Alternative Build - SoV Crab Splash

A good alternative to the Unicorn splash described above is to swap the role to Seeker of Void and import some Crab cards instead. Most of the text above still applies, I will mainly note some differences. First of all, a Seeker role means you can get extra fate during the dynasty phase from Doji Diplomat - having 8 fate to spend so early in turn 1 can be a great boon.

You can also play two Void provinces (for example Weight of Duty and Pilgrimage) as well as City of the Rich Frog (which takes the Earth slot, but is still considered a Void province during play). That means the action on Weight of Duty can be used at 3 of your 4 row provinces. We try to amplify this advantage by playing some more cheap characters, as well as 2 cost unique ones.
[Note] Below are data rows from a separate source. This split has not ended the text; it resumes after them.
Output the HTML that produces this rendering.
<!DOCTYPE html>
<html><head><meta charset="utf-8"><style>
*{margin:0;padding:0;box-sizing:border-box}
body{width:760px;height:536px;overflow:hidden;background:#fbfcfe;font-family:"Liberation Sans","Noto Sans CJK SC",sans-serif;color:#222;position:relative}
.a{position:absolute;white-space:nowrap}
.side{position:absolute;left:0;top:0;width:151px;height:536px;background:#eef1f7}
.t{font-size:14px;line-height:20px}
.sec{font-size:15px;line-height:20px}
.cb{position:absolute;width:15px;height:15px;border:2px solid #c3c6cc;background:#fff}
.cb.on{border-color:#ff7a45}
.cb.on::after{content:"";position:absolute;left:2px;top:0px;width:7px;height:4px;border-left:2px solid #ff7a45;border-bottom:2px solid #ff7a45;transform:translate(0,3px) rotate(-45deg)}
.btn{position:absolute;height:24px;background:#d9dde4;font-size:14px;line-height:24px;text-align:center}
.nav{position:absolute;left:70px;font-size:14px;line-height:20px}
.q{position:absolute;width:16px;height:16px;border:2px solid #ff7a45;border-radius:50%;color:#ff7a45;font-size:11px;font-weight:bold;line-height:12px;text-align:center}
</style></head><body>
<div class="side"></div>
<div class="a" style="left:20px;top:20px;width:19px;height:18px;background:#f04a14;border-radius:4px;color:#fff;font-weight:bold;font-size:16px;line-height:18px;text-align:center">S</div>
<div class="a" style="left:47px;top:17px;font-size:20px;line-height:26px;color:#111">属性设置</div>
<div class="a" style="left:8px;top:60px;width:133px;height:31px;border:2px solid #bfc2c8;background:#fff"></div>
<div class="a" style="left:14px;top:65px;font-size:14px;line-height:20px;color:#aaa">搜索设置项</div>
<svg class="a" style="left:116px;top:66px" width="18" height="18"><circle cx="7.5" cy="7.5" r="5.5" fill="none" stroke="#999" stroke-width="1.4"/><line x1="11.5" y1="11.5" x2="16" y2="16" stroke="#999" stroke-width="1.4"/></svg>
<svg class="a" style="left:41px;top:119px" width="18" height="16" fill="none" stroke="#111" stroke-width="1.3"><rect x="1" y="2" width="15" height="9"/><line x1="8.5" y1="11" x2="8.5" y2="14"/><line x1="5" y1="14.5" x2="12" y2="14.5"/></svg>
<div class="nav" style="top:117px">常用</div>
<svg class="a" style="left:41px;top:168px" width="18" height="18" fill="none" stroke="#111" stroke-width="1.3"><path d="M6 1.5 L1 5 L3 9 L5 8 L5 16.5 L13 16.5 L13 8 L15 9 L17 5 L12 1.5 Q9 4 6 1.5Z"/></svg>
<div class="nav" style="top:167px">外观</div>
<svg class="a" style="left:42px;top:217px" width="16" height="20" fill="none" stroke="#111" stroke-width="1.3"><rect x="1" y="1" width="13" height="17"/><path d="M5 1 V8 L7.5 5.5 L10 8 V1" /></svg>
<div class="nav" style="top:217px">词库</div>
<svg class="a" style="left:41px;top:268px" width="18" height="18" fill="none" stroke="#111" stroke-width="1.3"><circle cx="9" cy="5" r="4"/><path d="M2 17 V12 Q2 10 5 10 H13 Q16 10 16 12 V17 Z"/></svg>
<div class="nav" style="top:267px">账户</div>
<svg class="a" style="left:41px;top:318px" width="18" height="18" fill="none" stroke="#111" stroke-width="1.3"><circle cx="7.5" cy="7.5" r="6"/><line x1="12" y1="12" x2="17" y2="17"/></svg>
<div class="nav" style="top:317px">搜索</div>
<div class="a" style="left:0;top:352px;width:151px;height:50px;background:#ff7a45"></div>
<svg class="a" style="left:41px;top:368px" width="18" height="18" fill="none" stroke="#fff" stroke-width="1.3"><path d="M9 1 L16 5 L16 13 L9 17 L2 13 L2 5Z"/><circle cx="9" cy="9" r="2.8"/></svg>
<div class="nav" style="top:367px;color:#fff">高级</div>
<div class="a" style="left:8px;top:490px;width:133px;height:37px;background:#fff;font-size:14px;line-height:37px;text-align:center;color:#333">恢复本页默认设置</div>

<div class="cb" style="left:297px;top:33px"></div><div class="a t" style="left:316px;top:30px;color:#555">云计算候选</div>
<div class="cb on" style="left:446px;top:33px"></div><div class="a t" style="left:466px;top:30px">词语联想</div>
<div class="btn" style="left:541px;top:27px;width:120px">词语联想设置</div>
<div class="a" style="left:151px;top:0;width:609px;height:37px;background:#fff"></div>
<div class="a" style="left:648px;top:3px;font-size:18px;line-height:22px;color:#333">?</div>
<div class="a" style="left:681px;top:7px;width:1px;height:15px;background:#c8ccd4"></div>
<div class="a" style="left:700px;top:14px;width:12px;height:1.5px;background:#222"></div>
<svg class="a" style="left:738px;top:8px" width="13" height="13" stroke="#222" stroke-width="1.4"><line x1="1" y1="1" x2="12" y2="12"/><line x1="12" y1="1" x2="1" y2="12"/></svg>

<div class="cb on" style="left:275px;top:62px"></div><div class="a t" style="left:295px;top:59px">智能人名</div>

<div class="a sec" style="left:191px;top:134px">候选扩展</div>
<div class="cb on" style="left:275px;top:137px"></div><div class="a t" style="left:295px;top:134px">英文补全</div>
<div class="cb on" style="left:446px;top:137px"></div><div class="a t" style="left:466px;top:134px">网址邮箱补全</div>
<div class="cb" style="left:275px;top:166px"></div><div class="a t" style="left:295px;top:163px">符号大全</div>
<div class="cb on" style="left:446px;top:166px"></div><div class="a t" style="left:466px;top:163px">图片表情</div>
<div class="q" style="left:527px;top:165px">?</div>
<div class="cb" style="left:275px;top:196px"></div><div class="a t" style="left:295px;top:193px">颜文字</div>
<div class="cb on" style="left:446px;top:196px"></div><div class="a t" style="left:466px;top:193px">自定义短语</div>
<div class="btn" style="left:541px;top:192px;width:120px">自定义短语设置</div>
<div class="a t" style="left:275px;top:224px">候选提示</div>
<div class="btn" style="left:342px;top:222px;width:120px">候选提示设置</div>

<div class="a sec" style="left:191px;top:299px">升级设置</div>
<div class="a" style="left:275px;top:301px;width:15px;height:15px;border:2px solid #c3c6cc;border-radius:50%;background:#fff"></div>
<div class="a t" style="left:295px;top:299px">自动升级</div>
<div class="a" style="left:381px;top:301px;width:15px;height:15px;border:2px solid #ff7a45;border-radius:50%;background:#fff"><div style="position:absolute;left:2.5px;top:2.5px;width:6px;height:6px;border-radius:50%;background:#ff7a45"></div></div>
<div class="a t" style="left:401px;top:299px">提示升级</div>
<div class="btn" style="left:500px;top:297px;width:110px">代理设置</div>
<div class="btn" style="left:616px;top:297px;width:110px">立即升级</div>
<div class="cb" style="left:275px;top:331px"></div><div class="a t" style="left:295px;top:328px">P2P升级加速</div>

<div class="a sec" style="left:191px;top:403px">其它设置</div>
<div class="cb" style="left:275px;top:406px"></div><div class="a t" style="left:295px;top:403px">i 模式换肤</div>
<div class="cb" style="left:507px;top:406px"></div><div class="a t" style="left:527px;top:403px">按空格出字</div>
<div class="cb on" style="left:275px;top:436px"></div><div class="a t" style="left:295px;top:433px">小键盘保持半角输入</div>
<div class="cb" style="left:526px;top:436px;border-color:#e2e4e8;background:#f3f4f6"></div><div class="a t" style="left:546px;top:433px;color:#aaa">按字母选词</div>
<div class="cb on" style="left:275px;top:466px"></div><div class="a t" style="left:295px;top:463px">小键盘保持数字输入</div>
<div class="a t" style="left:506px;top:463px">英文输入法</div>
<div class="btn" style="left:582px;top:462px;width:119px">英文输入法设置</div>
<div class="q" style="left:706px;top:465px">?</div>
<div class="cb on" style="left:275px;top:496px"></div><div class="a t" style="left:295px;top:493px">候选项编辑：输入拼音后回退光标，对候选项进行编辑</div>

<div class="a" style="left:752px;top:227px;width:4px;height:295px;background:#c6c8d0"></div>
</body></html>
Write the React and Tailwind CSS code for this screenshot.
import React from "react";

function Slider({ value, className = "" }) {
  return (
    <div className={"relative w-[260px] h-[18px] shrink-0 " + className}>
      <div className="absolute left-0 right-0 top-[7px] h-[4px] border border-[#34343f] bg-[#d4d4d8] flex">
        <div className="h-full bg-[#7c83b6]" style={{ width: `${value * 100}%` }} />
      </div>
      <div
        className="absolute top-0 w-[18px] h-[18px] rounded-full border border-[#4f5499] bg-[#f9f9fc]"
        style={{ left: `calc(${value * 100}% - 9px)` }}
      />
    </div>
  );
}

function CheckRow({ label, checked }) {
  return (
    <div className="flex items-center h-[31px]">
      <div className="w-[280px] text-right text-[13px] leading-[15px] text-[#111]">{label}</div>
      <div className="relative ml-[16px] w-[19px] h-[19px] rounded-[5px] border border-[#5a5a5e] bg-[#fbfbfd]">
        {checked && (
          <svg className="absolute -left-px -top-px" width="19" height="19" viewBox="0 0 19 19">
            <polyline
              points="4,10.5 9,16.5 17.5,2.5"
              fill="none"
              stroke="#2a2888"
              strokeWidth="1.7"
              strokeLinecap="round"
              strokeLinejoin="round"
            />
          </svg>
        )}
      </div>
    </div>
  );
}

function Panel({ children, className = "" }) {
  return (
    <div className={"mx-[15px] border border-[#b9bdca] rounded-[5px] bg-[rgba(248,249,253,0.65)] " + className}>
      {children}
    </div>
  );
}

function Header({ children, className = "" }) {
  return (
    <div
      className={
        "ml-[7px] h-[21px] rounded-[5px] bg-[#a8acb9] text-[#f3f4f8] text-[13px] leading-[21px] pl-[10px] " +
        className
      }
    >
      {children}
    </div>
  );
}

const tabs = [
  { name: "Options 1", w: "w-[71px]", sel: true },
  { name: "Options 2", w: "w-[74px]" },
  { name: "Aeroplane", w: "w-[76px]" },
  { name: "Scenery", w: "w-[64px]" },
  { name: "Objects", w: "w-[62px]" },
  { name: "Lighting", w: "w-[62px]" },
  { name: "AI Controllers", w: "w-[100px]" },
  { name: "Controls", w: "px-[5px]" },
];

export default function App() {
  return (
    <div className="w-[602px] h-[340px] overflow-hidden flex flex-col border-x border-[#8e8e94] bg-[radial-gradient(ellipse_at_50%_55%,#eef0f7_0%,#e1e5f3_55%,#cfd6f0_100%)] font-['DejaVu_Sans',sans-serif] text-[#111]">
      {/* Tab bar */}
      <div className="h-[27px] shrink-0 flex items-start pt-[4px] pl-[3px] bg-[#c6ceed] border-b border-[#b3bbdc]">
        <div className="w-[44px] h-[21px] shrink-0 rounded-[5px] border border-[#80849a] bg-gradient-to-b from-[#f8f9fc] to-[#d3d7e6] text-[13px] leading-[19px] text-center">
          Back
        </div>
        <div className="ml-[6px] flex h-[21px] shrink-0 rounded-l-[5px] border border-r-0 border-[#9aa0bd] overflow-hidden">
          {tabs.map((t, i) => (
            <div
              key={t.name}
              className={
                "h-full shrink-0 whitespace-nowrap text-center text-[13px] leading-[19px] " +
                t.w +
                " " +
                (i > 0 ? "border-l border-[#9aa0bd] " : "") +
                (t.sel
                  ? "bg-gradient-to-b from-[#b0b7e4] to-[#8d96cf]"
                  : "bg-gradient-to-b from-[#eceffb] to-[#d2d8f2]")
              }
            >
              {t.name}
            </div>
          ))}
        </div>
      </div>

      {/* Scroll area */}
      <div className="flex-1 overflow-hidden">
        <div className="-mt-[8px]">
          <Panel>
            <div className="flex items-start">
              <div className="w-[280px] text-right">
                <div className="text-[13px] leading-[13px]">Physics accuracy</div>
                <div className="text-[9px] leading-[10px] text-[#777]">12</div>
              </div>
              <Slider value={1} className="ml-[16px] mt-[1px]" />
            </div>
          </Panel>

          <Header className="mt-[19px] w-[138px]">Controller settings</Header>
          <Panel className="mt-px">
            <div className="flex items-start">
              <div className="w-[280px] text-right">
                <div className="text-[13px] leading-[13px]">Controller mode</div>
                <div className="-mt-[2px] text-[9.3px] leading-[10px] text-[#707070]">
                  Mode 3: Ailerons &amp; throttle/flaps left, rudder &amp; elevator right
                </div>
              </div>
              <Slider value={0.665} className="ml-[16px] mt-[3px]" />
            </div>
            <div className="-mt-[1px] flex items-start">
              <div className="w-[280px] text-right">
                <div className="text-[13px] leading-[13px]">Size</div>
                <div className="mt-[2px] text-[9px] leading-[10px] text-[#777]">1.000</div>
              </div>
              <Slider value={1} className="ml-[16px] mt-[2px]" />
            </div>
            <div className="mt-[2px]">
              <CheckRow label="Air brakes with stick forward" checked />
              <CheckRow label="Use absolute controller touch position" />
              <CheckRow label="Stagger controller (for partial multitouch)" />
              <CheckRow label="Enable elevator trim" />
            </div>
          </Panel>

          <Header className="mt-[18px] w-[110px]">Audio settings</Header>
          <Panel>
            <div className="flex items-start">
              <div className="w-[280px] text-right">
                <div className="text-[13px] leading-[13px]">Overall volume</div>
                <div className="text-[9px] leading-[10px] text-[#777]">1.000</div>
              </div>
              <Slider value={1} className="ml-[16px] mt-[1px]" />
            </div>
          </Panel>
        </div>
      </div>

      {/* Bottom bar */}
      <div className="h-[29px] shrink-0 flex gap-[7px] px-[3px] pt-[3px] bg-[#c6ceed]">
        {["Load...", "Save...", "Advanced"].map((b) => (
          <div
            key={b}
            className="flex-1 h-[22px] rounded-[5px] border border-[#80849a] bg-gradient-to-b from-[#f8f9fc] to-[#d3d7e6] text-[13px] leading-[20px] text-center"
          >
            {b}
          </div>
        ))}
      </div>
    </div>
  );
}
It might seem that Daidoji Netsu would work poorly here; the idea is to sacrifice him to Weight of Duty or Common Cause whenever it suits you.

From the splash we get Common Cause, a ready effect that is extremely efficient at 0 fate cost, as long as you have a character to sacrifice. Here the Doji Diplomat comes in handy. With only 3 influence left after picking up 3 copies of Common Cause, a likely way to fill out the splash is with 3x Reprieve. Saving expensive characters with some attachments is easily worth a card and a fate, and Reprieve has bonus applications protecting against discard effects such as Assassination and Noble Sacrifice.

Note that swapping the splash created some space for cheap cards like Ornate Fan; combined with the "free" ready from Common Cause, that makes this deck a bit faster than the Unicorn splash one. It should be easier to apply early pressure with this build. Weight of Duty can also be used offensively when you attack a Void province, further boosting an aggressive game plan.